Investigation on mechanical behaviors under fatigue load of stacking sequences considering autofrettage process for highly reliable hydrogen storage vessel

Different stacking sequences of alternate and separate winding were designed to investigate the effects of various stacking sequences on the burst pressure of the hydrogen storage vessel under fatigue load considering autofrettage pressure. Based on the material parameters and the lay-up computed by netting theory, the WCM in Abaqus was introduced to create the model using metallic liner with 35 MPa working pressure, whose minimum design burst pressure was 82.25 MPa resulted from safety factor 2.35. The progressive damage model using Hashin failure criterion was created to predict the burst pressure with various stacking sequences.
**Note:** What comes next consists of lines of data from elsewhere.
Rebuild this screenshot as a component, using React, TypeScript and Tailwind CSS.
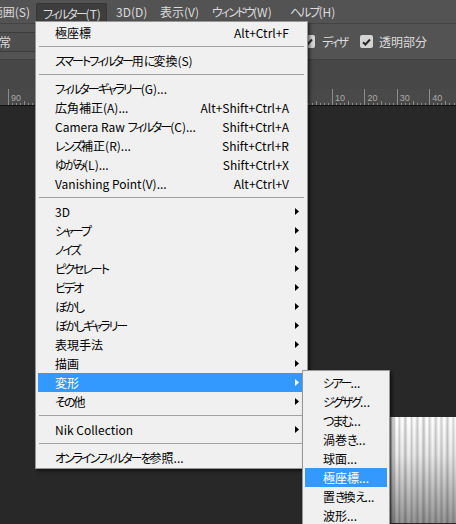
import React from 'react';

type MenuItem =
  | { kind: 'sep' }
  | { kind: 'item'; label: string; shortcut?: string; sub?: boolean; active?: boolean };

const sep: MenuItem = { kind: 'sep' };
const it = (label: string, shortcut?: string, sub?: boolean, active?: boolean): MenuItem => ({
  kind: 'item',
  label,
  shortcut,
  sub,
  active,
});

const filterItems: MenuItem[] = [
  it('極座標', 'Alt+Ctrl+F'),
  sep,
  it('スマートフィルター用に変換(S)'),
  sep,
  it('フィルターギャラリー(G)...'),
  it('広角補正(A)...', 'Alt+Shift+Ctrl+A'),
  it('Camera Raw フィルター(C)...', 'Shift+Ctrl+A'),
  it('レンズ補正(R)...', 'Shift+Ctrl+R'),
  it('ゆがみ(L)...', 'Shift+Ctrl+X'),
  it('Vanishing Point(V)...', 'Alt+Ctrl+V'),
  sep,
  it('3D', undefined, true),
  it('シャープ', undefined, true),
  it('ノイズ', undefined, true),
  it('ピクセレート', undefined, true),
  it('ビデオ', undefined, true),
  it('ぼかし', undefined, true),
  it('ぼかしギャラリー', undefined, true),
  it('表現手法', undefined, true),
  it('描画', undefined, true),
  it('変形', undefined, true, true),
  it('その他', undefined, true),
  sep,
  it('Nik Collection', undefined, true),
  sep,
  it('オンラインフィルターを参照...'),
];

const distortItems = ['シアー...', 'ジグザグ...', 'つまむ...', '渦巻き...', '球面...', '極座標...', '置き換え...', '波形...'];

// grey level per 1px column of the canvas strip at bottom right
const stripes = [
  140, 165, 215, 240, 225, 205, 240, 255, 255, 230, 210, 235, 250, 255, 240, 215, 200, 225, 250, 255, 255, 235, 210,
  230, 248, 255, 240, 220, 205, 230, 250, 255, 245, 220, 200, 215, 240, 255, 255, 230, 210, 225, 245, 255, 250, 230,
  205, 220, 240, 255, 248, 225, 210, 230, 250, 255, 240, 220, 200, 225, 245, 255, 250, 230, 215, 235, 250,
];

// kana in the UI font are much narrower than in Noto, so squeeze kana runs only
const Jp = ({ text }: { text: string }) => {
  const parts = text.split(/([\u3040-\u30ff]+)/);
  return (
    <>
      {parts.map((p, i) =>
        /^[\u3040-\u30ff]+$/.test(p) ? (
          <span key={i} className="tracking-[-2px]">
            {p}
          </span>
        ) : (
          <React.Fragment key={i}>{p}</React.Fragment>
        )
      )}
    </>
  );
};

const Arrow = ({ white }: { white?: boolean }) => (
  <svg width="4" height="7" viewBox="0 0 4 7" className="block">
    <polygon points="0,0 4,3.5 0,7" fill={white ? '#ffffff' : '#000000'} />
  </svg>
);

const Check = () => (
  <span className="flex h-[13px] w-[13px] shrink-0 items-center justify-center rounded-[2px] bg-[#d4d4d4]">
    <svg width="9" height="8" viewBox="0 0 9 8">
      <path d="M1 4.2 L3.4 6.5 L8 1.5" fill="none" stroke="#2a2a2a" strokeWidth="2" />
    </svg>
  </span>
);

const Ruler = () => {
  const majors = Array.from({ length: 15 }, (_, k) => 8 + 32.4 * k);
  return (
    <svg width="456" height="16" className="block">
      {majors.map((x, k) => (
        <g key={k}>
          <line x1={Math.round(x) + 0.5} y1="0" x2={Math.round(x) + 0.5} y2="16" stroke="#8c8c8c" strokeWidth="1" />
          {/* labels under the open menu are never seen */}
          {(x < 30 || x > 300) && (
            <text x={x + 3} y="12" fontSize="9" fill="#a9a9a9" fontFamily="'Liberation Sans', sans-serif">
              {Math.abs(90 - 10 * k)}
            </text>
          )}
          {[1, 2, 3, 4, 5, 6, 7].map((m) => (
            <line
              key={m}
              x1={Math.round(x + (32.4 / 8) * m) + 0.5}
              y1={m === 4 ? 12 : 14}
              x2={Math.round(x + (32.4 / 8) * m) + 0.5}
              y2="16"
              stroke="#8c8c8c"
              strokeWidth="1"
            />
          ))}
        </g>
      ))}
    </svg>
  );
};

const CanvasStrip = () => (
  <svg width="67" height="106" className="block">
    <defs>
      <linearGradient id="fade" x1="0" y1="0" x2="0" y2="1">
        <stop offset="0" stopColor="#000" stopOpacity="0" />
        <stop offset="0.35" stopColor="#000" stopOpacity="0.08" />
        <stop offset="1" stopColor="#000" stopOpacity="0.42" />
      </linearGradient>
    </defs>
    {stripes.map((g, i) => (
      <rect key={i} x={i} y="0" width="1" height="106" fill={`rgb(${g},${g},${g})`} />
    ))}
    <rect x="0" y="0" width="67" height="106" fill="url(#fade)" />
  </svg>
);

const App: React.FC = () => {
  return (
    <div className="relative flex h-[524px] w-[456px] flex-col overflow-hidden bg-[#282828] font-['Noto_Sans_CJK_JP',sans-serif] text-[12px] [font-feature-settings:'palt']">
      {/* Menu bar */}
      <div className="flex h-[24px] shrink-0 items-center whitespace-nowrap border-b border-[#444] bg-[#535353] text-[#dcdcdc]">
        <div className="flex w-[36px] justify-end overflow-hidden pr-[6px]">
          <span>
            <Jp text="範囲(S)" />
          </span>
        </div>
        <div className="mt-[3px] flex h-[21px] w-[71px] items-start rounded-t-[2px] border border-b-0 border-[#363636] bg-[#3e3e3e] pl-[6px] pt-[1px]">
          <Jp text="フィルター(T)" />
        </div>
        <div className="w-[46px] pl-[9px]">3D(D)</div>
        <div className="w-[52px] pl-[7px]">表示(V)</div>
        <div className="w-[78px] pl-[7px]">
          <Jp text="ウィンドウ(W)" />
        </div>
        <div className="pl-[7px]">
          <Jp text="ヘルプ(H)" />
        </div>
      </div>

      {/* Options bar */}
      <div className="flex h-[36px] shrink-0 items-center whitespace-nowrap border-b border-[#3f3f3f] bg-[#535353] text-[#dcdcdc]">
        <div className="ml-[-40px] flex h-[20px] w-[76px] items-center justify-end border border-[#3c3c3c] bg-[#4e4e4e] pr-[24px]">
          通常
        </div>
        <div className="ml-[266px] flex w-[58px] items-center gap-[7px]">
          <Check />
          <span>
            <Jp text="ディザ" />
          </span>
        </div>
        <div className="flex items-center gap-[6px]">
          <Check />
          <span>透明部分</span>
        </div>
      </div>

      {/* Tab band */}
      <div className="h-[29px] shrink-0 bg-[#474747]" />

      {/* Ruler */}
      <div className="h-[17px] shrink-0 border-b border-[#111] bg-[#494949]">
        <Ruler />
      </div>

      {/* Pasteboard */}
      <div className="flex-1">
        <div className="ml-[389px] mt-[311px]">
          <CanvasStrip />
        </div>
      </div>

      {/* Filter menu */}
      <div className="absolute left-[35px] top-[21px] w-[273px] border border-[#979797] bg-[#f0f0f0] pb-[1px] pt-[1px] text-black shadow-[2px_2px_3px_rgba(0,0,0,0.55)]">
        {filterItems.map((m, i) =>
          m.kind === 'sep' ? (
            <div key={i} className="mx-[3px] py-[4px]">
              <div className="h-px bg-[#a0a0a0]" />
            </div>
          ) : (
            <div
              key={i}
              className={`mx-[2px] flex h-[19px] items-center pl-[17px] ${m.active ? 'bg-[#3399ff] text-white' : ''}`}
            >
              <span className="flex-1 whitespace-nowrap">
                <Jp text={m.label} />
              </span>
              {m.shortcut && <span className="whitespace-nowrap">{m.shortcut}</span>}
              <span className="flex w-[16px] pl-[6px]">{m.sub && <Arrow white={m.active} />}</span>
            </div>
          )
        )}
      </div>

      {/* Distort submenu */}
      <div className="absolute left-[302px] top-[370px] w-[88px] border border-[#979797] bg-[#f0f0f0] pb-[2px] pt-[2px] text-black shadow-[2px_2px_3px_rgba(0,0,0,0.55)]">
        {distortItems.map((label, i) => (
          <div
            key={i}
            className={`mx-[2px] flex h-[19px] items-center whitespace-nowrap pl-[18px] ${i === 5 ? 'bg-[#3399ff] text-white' : ''}`}
          >
            <Jp text={label} />
          </div>
        ))}
      </div>
    </div>
  );
};

export default App;
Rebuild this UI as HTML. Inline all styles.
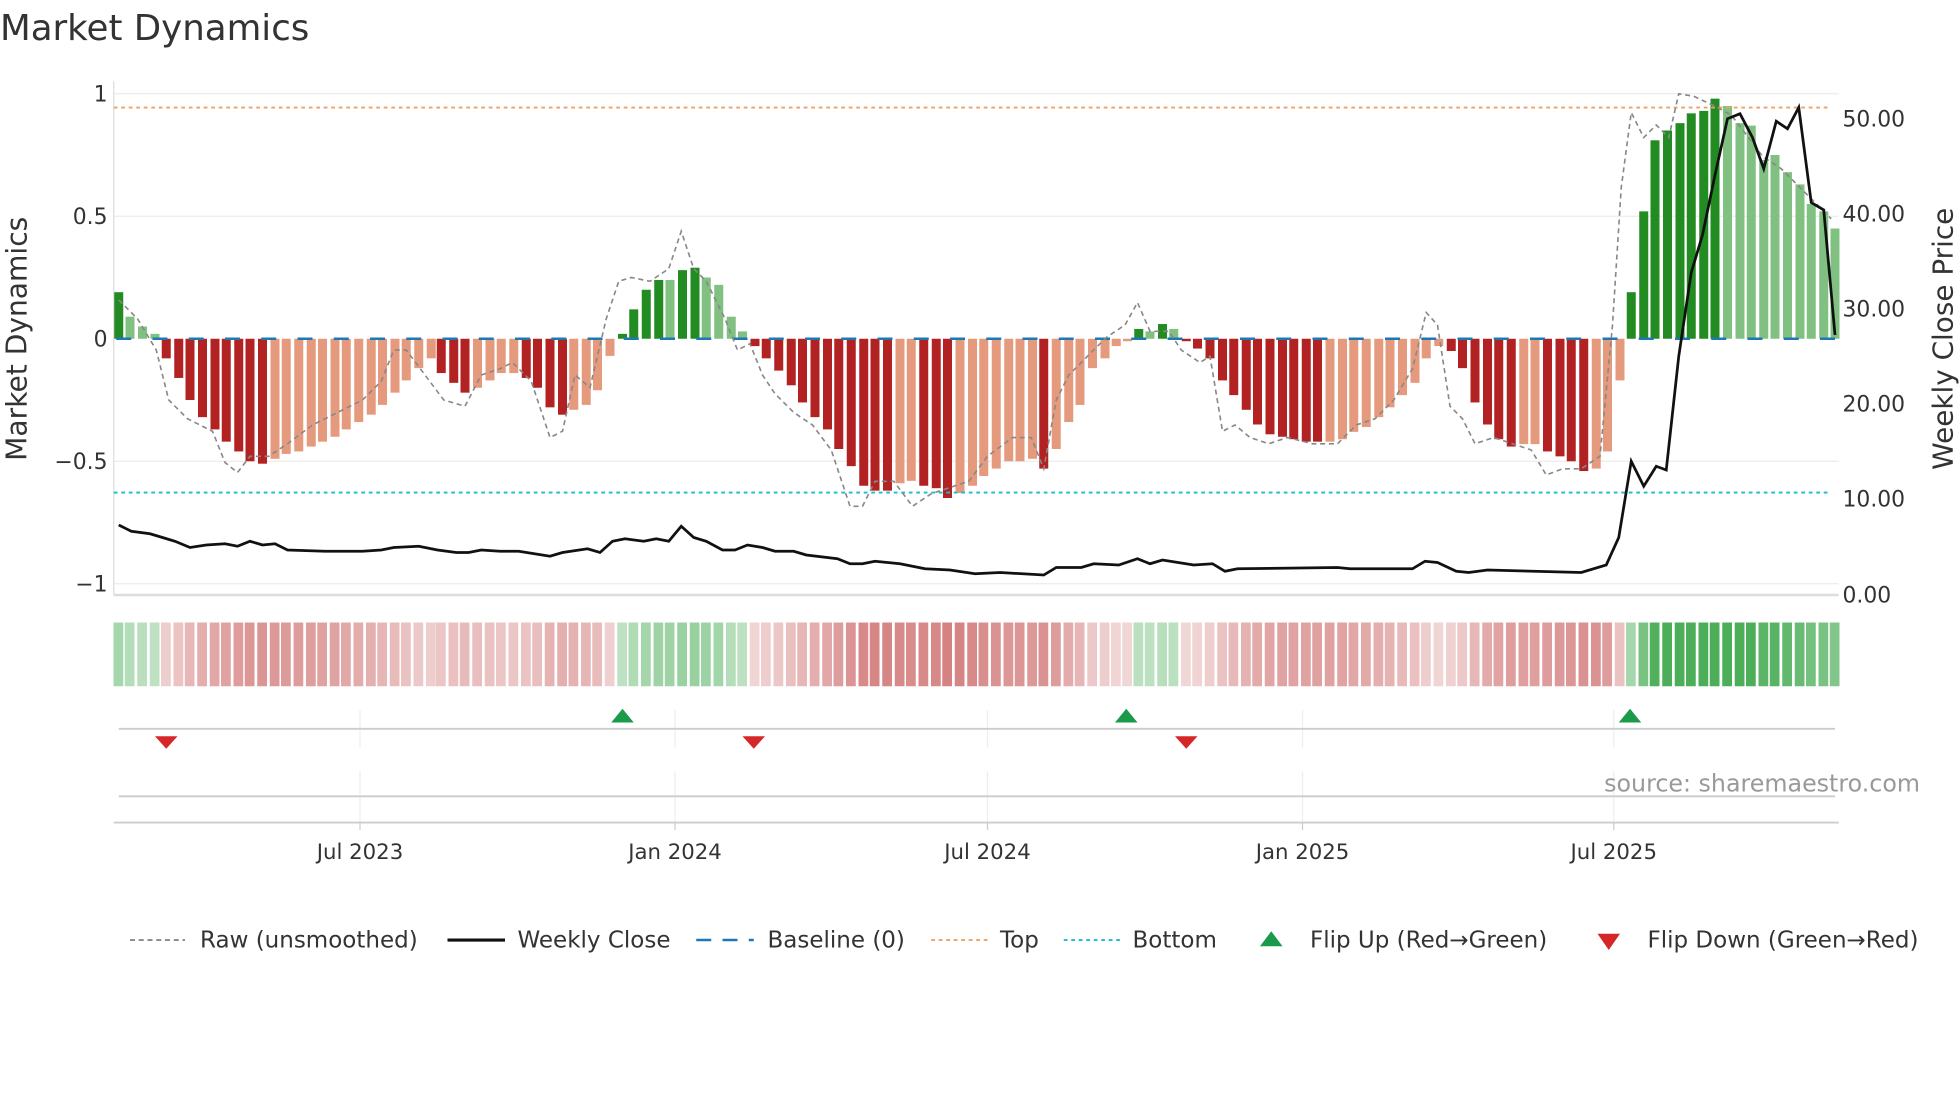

Four sets of typical schemes of alternate and separate winding were created and the stress levels of the composite layer were analyzed based on the modified Smith-Watson-Topper. Three typical stacking sequences were selected for winding and then hydraulic burst tests. The results showed that the alternate winding sequence was more favorable to the mechanical properties of the vessel. It was suggested that the stress fluctuated considerably from cylinder section to transition section in all stacking sequences and the concentrated winding scheme can lower the liner stress amplitude except being vulnerable to failure in the dome section. The results indicated that the alternate winding stacking sequence scheme with increasing helical angle can improve the burst pressure up to 104.4 MPa, whereby the corresponding numerical error is 5.6 %.